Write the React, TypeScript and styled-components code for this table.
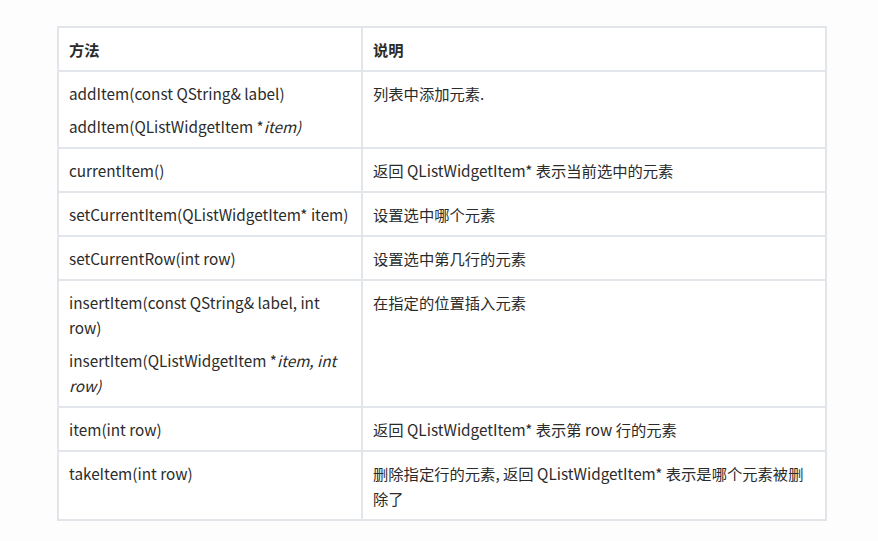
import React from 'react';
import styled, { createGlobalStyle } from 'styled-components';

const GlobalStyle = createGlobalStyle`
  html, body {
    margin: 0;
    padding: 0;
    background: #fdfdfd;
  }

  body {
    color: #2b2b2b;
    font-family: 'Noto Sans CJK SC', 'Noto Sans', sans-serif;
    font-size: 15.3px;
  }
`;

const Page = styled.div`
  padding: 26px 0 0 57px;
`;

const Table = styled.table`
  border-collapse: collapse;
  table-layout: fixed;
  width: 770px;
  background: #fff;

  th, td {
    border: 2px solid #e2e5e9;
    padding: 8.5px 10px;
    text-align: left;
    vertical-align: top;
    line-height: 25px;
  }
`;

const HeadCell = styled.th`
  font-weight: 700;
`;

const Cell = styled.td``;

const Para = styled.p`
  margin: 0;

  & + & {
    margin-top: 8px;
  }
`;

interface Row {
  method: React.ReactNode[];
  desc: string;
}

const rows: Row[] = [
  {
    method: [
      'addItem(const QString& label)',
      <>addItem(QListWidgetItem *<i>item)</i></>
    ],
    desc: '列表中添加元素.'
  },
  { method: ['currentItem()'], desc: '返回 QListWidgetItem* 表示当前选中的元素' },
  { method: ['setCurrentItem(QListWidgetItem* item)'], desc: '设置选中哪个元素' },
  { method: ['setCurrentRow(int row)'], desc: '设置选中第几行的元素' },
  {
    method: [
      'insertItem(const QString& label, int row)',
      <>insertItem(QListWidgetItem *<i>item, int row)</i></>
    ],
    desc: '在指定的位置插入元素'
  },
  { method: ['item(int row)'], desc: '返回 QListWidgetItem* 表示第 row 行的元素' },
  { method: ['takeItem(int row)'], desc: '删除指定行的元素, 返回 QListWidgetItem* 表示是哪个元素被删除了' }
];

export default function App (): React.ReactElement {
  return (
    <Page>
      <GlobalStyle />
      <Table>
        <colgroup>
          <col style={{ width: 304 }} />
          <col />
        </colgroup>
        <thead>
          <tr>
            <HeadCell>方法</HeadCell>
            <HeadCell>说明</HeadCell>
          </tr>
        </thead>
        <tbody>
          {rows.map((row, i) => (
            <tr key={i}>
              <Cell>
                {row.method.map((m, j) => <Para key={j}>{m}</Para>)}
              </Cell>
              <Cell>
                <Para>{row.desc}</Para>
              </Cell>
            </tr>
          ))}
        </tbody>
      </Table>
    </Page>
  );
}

* **EXERCISE DETAILS**
Only the lines from the start of the material through the line containing "background: #fff;" should be transcribed. Pictures stay out.

* **RESULT**
Write the React, TypeScript and styled-components code for this table.
import React from 'react';
import styled, { createGlobalStyle } from 'styled-components';

const GlobalStyle = createGlobalStyle`
  html, body {
    margin: 0;
    padding: 0;
    background: #fdfdfd;
  }

  body {
    color: #2b2b2b;
    font-family: 'Noto Sans CJK SC', 'Noto Sans', sans-serif;
    font-size: 15.3px;
  }
`;

const Page = styled.div`
  padding: 26px 0 0 57px;
`;

const Table = styled.table`
  border-collapse: collapse;
  table-layout: fixed;
  width: 770px;
  background: #fff;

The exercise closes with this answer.